First of all, let's find the measure of the radius of the triangle $\triangle ABC$ .

The easiest way to do so, I believe, is by finding the area of the triangle. Since it's a $(3, 4, 5)$ triangle, we know it's a right triangle and thus its area equals $\frac{3*4}{2} = 6$ . This area can also be calculated by finding the semiperimeter of the triangle, and multiplying it by the radius of the incircle. Let's call this radius r; the semiperimeter of the triangle equals $\frac{3 + 4 + 5}{2} = 6$ . Thus, $6*r = 6$ , and so $r = 1$ .

Now we will adopt a similar procedure with triangle $\triangle ACD$ . I will call $\overline{CD} = a$ and $\overline{AD} = b$ . The area of this triangle equals $\frac{3a}{2}$ ; the reason why is because the segment $\overline{BD}$ is perpendicular to the segment $\overline{AB}$ , the latter of which measures $3$ and is also a height of the triangle $\triangle ACD$ . Also, the semiperimeter of this triangle equals $\frac{a + b + 5}{2}$ , thus $\frac{r*(a + b + 5)}{2} = \frac{3a}{2}$ ; since we know r = 1, we can write the equation as $b = 2a - 5$ .

Now, to find the values of $a$ and $b$ , we can apply Pythagoras' Theorem on the triangle $\triangle ABD$ to yield the following:

$3^{2} + (4 + a)^{2} = b^{2}$

$3^{2} + (4 + a)^{2} = (2a - 5)^{2}$

$9 + (16 + 8a + a^{2}) = (4a^{2} - 20a + 25)$

$3a^{2} - 28a = 0$

$a = 0$ or $a = \frac{28}{3}$

$a$ cannot have a value of zero because it would make $b = -5$ and we'd have a negative length, which is absurd; thus, we find that $a = \frac{28}{3}$ , and then $b = 2*\frac{28}{3} - 5 = \frac{56-15}{3} = \frac{41}{3}$ .
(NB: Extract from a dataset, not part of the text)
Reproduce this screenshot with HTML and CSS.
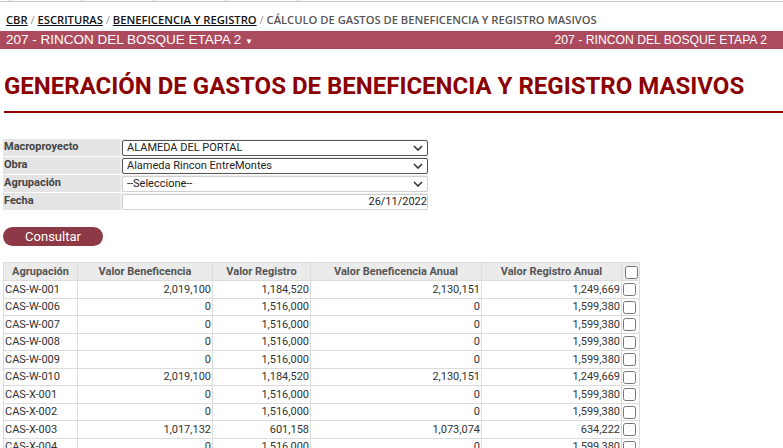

Thus, the ratio $\frac{\overline{AD}}{\overline{CD}} = \frac{41}{28}$ , and therefore the difference sought is $41 - 28 = 13$

Solution provided by Alexandre Miquilino is far more elegant than what follows. I am including this solution to show that when it comes to triangles, plodding tends to get you there even if you don't know some tricks, such as the connection between area of a triangle, its perimeter, and the radius of its incircle.

You can get angle BCA from dimensions of that triangle. This will determine angle ACD and therefore its half sized angle ACO. From this and the distance EO being 1 the distance EC can be calculated. Distance AE will be what's left of 5 after subtracting EC, and together with EO being 1 it will give us the angle EAO. Angle BAD will then be the size of angle BAC (from triangle BAC) plus twice the size of angle EAO. Triangle ABD will then give us the sides AD and BD, from which the rest follows easily.